The next day, /usr/bin had an executable make to go with the cc. B’s make made a backup copy of the makefile, changed all the /bin/cc’s to /usr/bin/cc’s, and ran the real make; when the make finished, it moved the original makefile back. I was amazed at the trouble he had gone to — and got a good lesson in shell programming as well!

Alarm Clock Fun

When my girlfriend and I were in our early teens (the age is important) we used to go to the local department store clock department. We would set all the clocks that had alarms to go off within minutes of each other a few minutes later. From a vantage point behind a rack of clothing we always got a chuckle when the alarms started going off and the poor sales clerk was trying to find out which ones were going off! (now, having been a sales clerk for a brief period during my college days, I don’t think that would have been particularly funny!)


This is a simple, harmless, and hilarious practical joke, that has claimed me as a victim. The setting is a pool hall, bar, or anyplace else with a pool (billiards) table. Place any ball at one end of the table and give your victim the cue ball. Challenge the victim to focus on the cue ball while walking around the pool table three times. At the end of the third time, the victim is to place the cue ball on the table, take a cue stick and hit the cue ball so that it stikes the ball at the other end of the table. This is very difficult to do; not because of a loss of coordination from walking and staring at the ball, but because while the victim is concentrating on the ball, you lick your finger and wipe chalk off the end of the cue stick. The victim will miscue almost every time. It gets funnier, because if the victim is like me, he/she will be determined and try it again.

We’re falling fast

A few months ago I was flying down to L.A. from San Francisco with a friend. He had stayed up too late the night before and promptly fell fast asleep as soon as we were airborne. The airline magazines soon paled, so I looked around for some way to entertain myself until we reached L.A. I went up the steward and asked if I could borrow one of the oxygen masks that they use in their little speech just before take-off. He looked puzzled and said that they didn’t work and were just for demonstration. I said I didn’t care, and much to my surprise, he gave it to me. I took it back to my seat, put it on, and strung the hose to the up just above my head. Then I reached down and shook my friend furiously. As he groggily woke up, I yelled, “Quick, put on your mask, we’re falling fast!”

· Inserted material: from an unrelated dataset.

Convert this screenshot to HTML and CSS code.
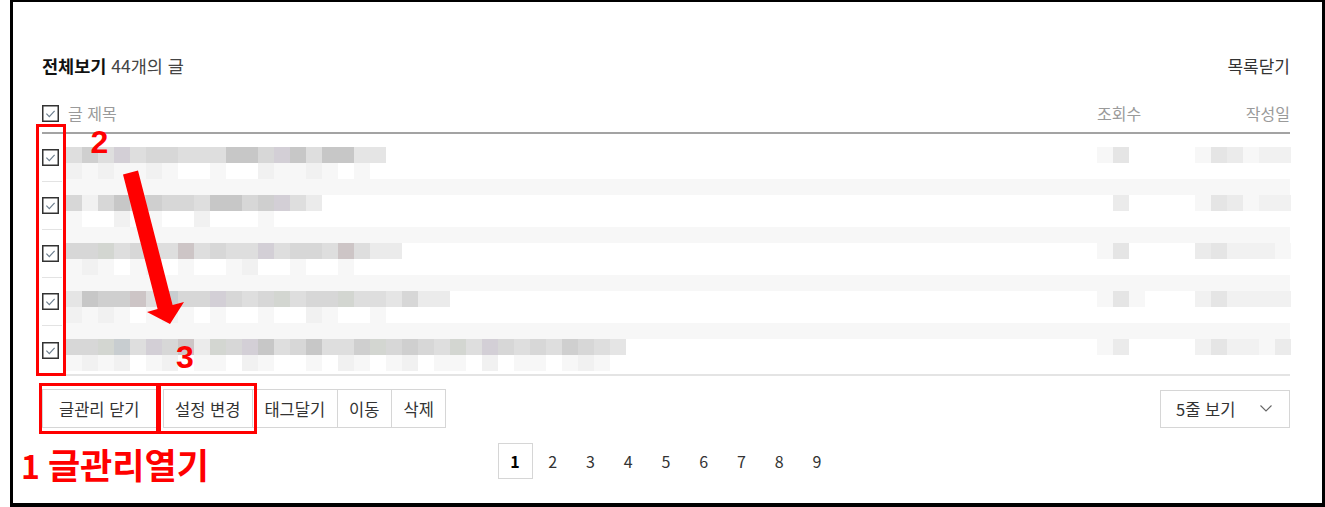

The look on his face was pretty classic! Interestingly enough, he didn’t fall back asleep on the plane.

Reclining Nude Lead

Get a thin sheet of lead, cut out the outline of a reclining nude (trace from a magazine if you wish), tape it onto an inside wall of your suitcase. If you’re really artsy, glue or sew on a cover sheet, such that the deception is non-obvious when the people check it. Other shapes, or messages (taped onto cardboard) work too. Don’t do something that suggests a hijack attempt.

Missles Launched

Last year I had a job teaching an officeful of secretaries to use their IBM XT. Well, for April Fools Day, I inserted a Pascal program at the beginning of the AUTOEXEC.BAT file (runs on startup). The program essentially said “Hello, Department of Defense Missile Network…” and gave instructions which led to “Missiles Launched”, and “congratulations, you have just launched World War III. Say goodbye to everything you love.” I slowed down the printing to match 300 baud, so it looked quite threatening. After the “say good-bye message”, I had it tell the user to hit RETURN, after which the program said APRIL FOOL and went on to the normal programs.

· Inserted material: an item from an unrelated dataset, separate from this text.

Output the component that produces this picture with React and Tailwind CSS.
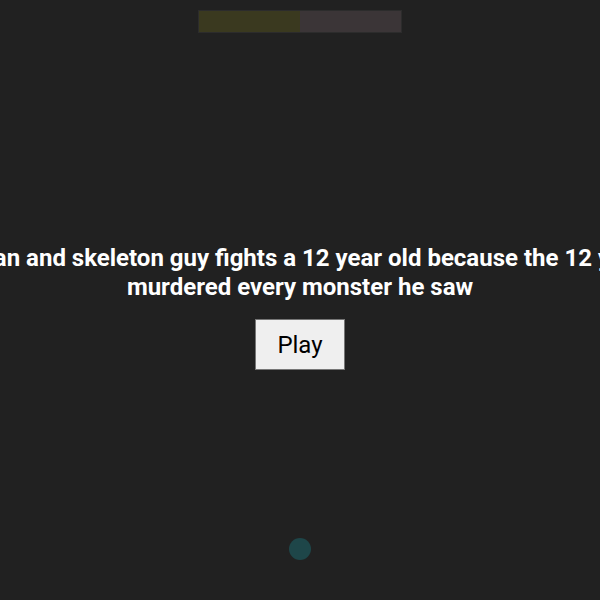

The results were interesting. The people who were comfortable with the computer loved it. The real computerphobe registered only that this wasn’t her database program, and (as usual) demanded key-by-key instruction, ignoring the prefectly good instructions on the screen. No-one really was startled, they didn’t have the background.

Go Take a Flying Leap

An OSU Architecture prof (I’ll call him Dr. Jones) had a habit of telling his students to “Go take a flying leap” when they gave dumb answers. One student decided to take the prof to task; the class was taught in a second floor room so the student practiced jumping out the window (with the help of an assistant who would catch his arms as he jumped). The two got this down to an art, and one day provoked the “flying leap” comment from Dr. Jones. The student said, “Okay, if you say so,” turned around, and leapt out the window. His partner (who was supposed to grab him but say, “oh God, I missed him !”) *did* miss, and the jumper fell and broke his ankle.

No, this is not a cut on stupid practical jokes. The humor follows:

As a result of this episode, the department chairman had to file an accident report. One line of the form requires the DC to outline “What actions will be taken to prevent future recurrences of this accident ?”

The Department Chief answered, “In the future, all of Dr. Jones’s courses will be taught in the basement.”